Depending on the distributor, the master must be supplied in the specified format (HD-D5, HDCAM or HDCAM-SR) and your audio tracks will need to be broken out in a certain configuration. Some simply want a stereo mix and a stereo M&E, while others want eight or more tracks in various combinations. Others require separate audio master tapes, such as a DA-88, to accompany the video masters.
As if this long list weren’t enough, most distribution deals ask for literally boxes of substantiating information, covering talent and music contracts/clearances, script, the editor’s notes and the editing project files. If you don’t have these handy and must generate or organize them after the fact, manpower (time and money) will need to be applied. This might also include legal fees if you have an attorney involved to represent you.

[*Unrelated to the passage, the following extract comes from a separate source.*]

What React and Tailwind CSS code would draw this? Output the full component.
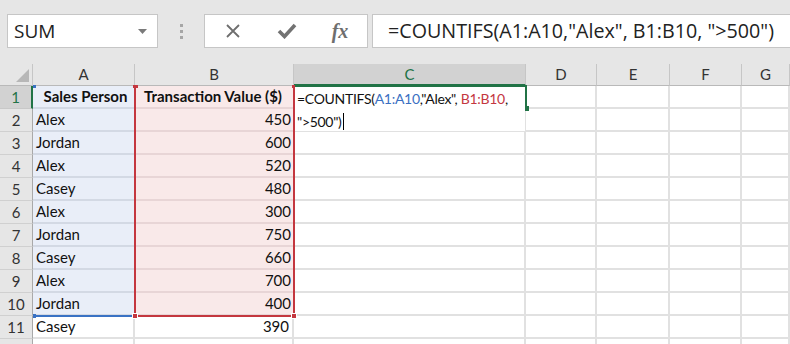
import React from 'react';

const names = ['Sales Person', 'Alex', 'Jordan', 'Alex', 'Casey', 'Alex', 'Jordan', 'Casey', 'Alex', 'Jordan', 'Casey', ''];
const values = ['Transaction Value ($)', '450', '600', '520', '480', '300', '750', '660', '700', '400', '390', ''];

const blank = 'h-full border-r-2 border-b-2 border-[#e1e1e1]';

const Row = ({ n }) => {
  const i = n - 1;
  const head = n === 1;
  const inA = n <= 10;
  const rowHead = head
    ? 'w-[33px] h-full flex items-center justify-center bg-[#d2d2d2] text-[#217346] border-r-2 border-r-[#217346] border-b border-b-[#c8c8c8]'
    : 'w-[33px] h-full flex items-center justify-center bg-[#e6e6e6] text-[#333] border-r border-r-[#a9a9a9] border-b border-b-[#d0d0d0]';
  const aCls = inA
    ? 'w-[102px] h-full flex items-center bg-[#e9eef8] border-b-2 border-[#d3d9e4] pl-[3px]'
    : 'w-[102px] h-full flex items-center bg-white border-r-2 border-b-2 border-[#e1e1e1] pl-[3px]';
  const bCls = inA
    ? 'w-[159px] h-full flex items-center bg-[#f9e9e9] border-b-2 border-[#e8d5d6] pr-[3px]'
    : 'w-[159px] h-full flex items-center bg-white border-r-2 border-b-2 border-[#e1e1e1] pr-[3px]';

  return (
    <div className="flex h-[23px] text-[15px] text-[#111]">
      {/* row 12 only peeks in at the bottom edge, its number is out of view */}
      <div className={rowHead}>{n < 12 ? n : ''}</div>
      <div className={aCls + (head ? ' justify-center font-bold' : '')}>{names[i]}</div>
      <div className={bCls + (head ? ' justify-center font-bold' : ' justify-end')}>{values[i]}</div>
      <div className={'w-[232px] ' + blank}></div>
      <div className={'w-[71px] ' + blank}></div>
      <div className={'w-[73px] ' + blank}></div>
      <div className={'w-[72px] ' + blank}></div>
      <div className={'flex-1 ' + blank}></div>
    </div>
  );
};

const ColHead = ({ w, label, active }) => (
  <div
    className={
      active
        ? w + ' h-full flex items-center justify-center bg-[#d2d2d2] text-[#217346] border-r border-[#c6c6c6] border-b-2 border-b-[#217346]'
        : w + ' h-full flex items-center justify-center bg-[#e6e6e6] text-[#333] border-r border-[#c6c6c6] border-b border-b-[#b9b9b9]'
    }
  >
    {label}
  </div>
);

export default function App() {
  return (
    <div className="w-[790px] h-[344px] overflow-hidden bg-white font-['Lato',sans-serif]">
      {/* toolbar */}
      <div className="h-[64px] bg-[#e6e6e6] flex items-start pt-[14px] pl-[7px] gap-[4px]">
        <div className="w-[151px] h-[34px] bg-white border border-[#c6c6c6] flex items-center justify-between pl-[6px] pr-[10px] font-['Open_Sans',sans-serif] text-[19px] text-[#222]">
          <span>SUM</span>
          <svg width="9" height="5" viewBox="0 0 9 5">
            <path d="M0 0 L9 0 L4.5 5 Z" fill="#7a7a7a" />
          </svg>
        </div>
        <div className="w-[38px] h-[34px] flex flex-col items-center justify-center gap-[3px]">
          <span className="w-[3px] h-[3px] bg-[#a6a6a6]"></span>
          <span className="w-[3px] h-[3px] bg-[#a6a6a6]"></span>
          <span className="w-[3px] h-[3px] bg-[#a6a6a6]"></span>
        </div>
        <div className="w-[164px] h-[34px] bg-white border border-[#c6c6c6] flex items-center">
          <div className="w-[56px] flex justify-center">
            <svg width="16" height="16" viewBox="0 0 16 16">
              <path d="M2 2 L14 14 M14 2 L2 14" stroke="#6e6e6e" strokeWidth="1.8" />
            </svg>
          </div>
          <div className="w-[52px] flex justify-center">
            <svg width="20" height="16" viewBox="0 0 20 16">
              <path d="M2 8 L7.5 13.5 L18 2" stroke="#727272" strokeWidth="3.6" fill="none" />
            </svg>
          </div>
          <div className="flex-1 flex justify-center font-['Liberation_Serif',serif] italic font-bold text-[20px] text-[#6e6e6e] leading-none">
            fx
          </div>
        </div>
        <div className="flex-1 h-[34px] bg-white border border-r-0 border-[#c6c6c6] flex items-center pl-[15px] font-['Open_Sans',sans-serif] text-[19.7px] text-[#222] whitespace-nowrap">
          =COUNTIFS(A1:A10,"Alex", B1:B10, "&gt;500")
        </div>
      </div>

      {/* column headers */}
      <div className="flex h-[22px] text-[15px]">
        <div className="w-[33px] h-full bg-[#e6e6e6] border-r border-[#c6c6c6] border-b border-b-[#b9b9b9] flex items-end justify-end pr-[3px] pb-[3px]">
          <svg width="13" height="13" viewBox="0 0 13 13">
            <path d="M13 0 L13 13 L0 13 Z" fill="#b7b7b7" />
          </svg>
        </div>
        <ColHead w="w-[102px]" label="A" />
        <ColHead w="w-[159px]" label="B" />
        <ColHead w="w-[232px]" label="C" active />
        <ColHead w="w-[71px]" label="D" />
        <ColHead w="w-[73px]" label="E" />
        <ColHead w="w-[72px]" label="F" />
        <ColHead w="flex-1" label="G" />
      </div>

      {/* grid body */}
      <div className="relative">
        {Array.from({ length: 12 }, (_, k) => (
          <Row key={k} n={k + 1} />
        ))}

        {/* blue range A1:A10 */}
        <div className="absolute left-[34px] top-[229px] w-[100px] h-[2px] bg-[#3a72c4]"></div>
        <div className="absolute left-[33px] top-[-1px] w-[3px] h-[3px] bg-[#3a72c4]"></div>
        <div className="absolute left-[33px] top-[228px] w-[3px] h-[4px] bg-[#3a72c4]"></div>

        {/* red range B1:B10 */}
        <div className="absolute left-[134px] top-0 w-[2px] h-[231px] bg-[#c4373f]"></div>
        <div className="absolute left-[293px] top-0 w-[2px] h-[231px] bg-[#c4373f]"></div>
        <div className="absolute left-[134px] top-[229px] w-[161px] h-[2px] bg-[#c4373f]"></div>
        <div className="absolute left-[133px] top-[-1px] w-[5px] h-[3px] bg-[#c4373f]"></div>
        <div className="absolute left-[292px] top-[-1px] w-[5px] h-[3px] bg-[#c4373f]"></div>
        <div className="absolute left-[132px] top-[227px] w-[6px] h-[6px] bg-[#c4373f] border border-white"></div>
        <div className="absolute left-[291px] top-[227px] w-[6px] h-[6px] bg-[#c4373f] border border-white"></div>

        {/* active cell C1 in edit mode */}
        <div className="absolute left-[295px] top-[-1px] w-[232px] h-[2px] bg-[#217346]"></div>
        <div className="absolute left-[525px] top-[-1px] w-[2px] h-[21px] bg-[#217346]"></div>
        <div className="absolute left-[524px] top-[20px] w-[5px] h-[5px] bg-[#217346]"></div>
        <div className="absolute left-[295px] top-[1px] w-[230px] h-[44px] bg-white pl-[2px] text-[14px] tracking-[-0.3px] leading-[23px] text-[#111]">
          <div className="whitespace-nowrap">
            =COUNTIFS(<span className="text-[#3a6fc2]">A1:A10</span>,"Alex", <span className="text-[#c4373f]">B1:B10</span>,
          </div>
          <div className="whitespace-nowrap flex items-center">
            "&gt;500")<span className="inline-block w-[1px] h-[17px] bg-black ml-[1px]"></span>
          </div>
        </div>
      </div>
    </div>
  );
}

Part of any final expense is “error and omissions” insurance. That’s an insurance policy designed to covered the production should someone decide to sue because of something that was unknown, not properly researched or forgotten. Examples might include similar scripts by other authors, people in shots that weren’t cleared and so on. You will have to show evidence that you have such a policy or must buy it to satisfy most distributors.
All the items I’ve mentioned are reasonable costs involved in every production, but are easily overlooked or simply not known by the first-time filmmaker. Starting your next production knowing which items to expect will keep you out of trouble and within budget for that “last mile”.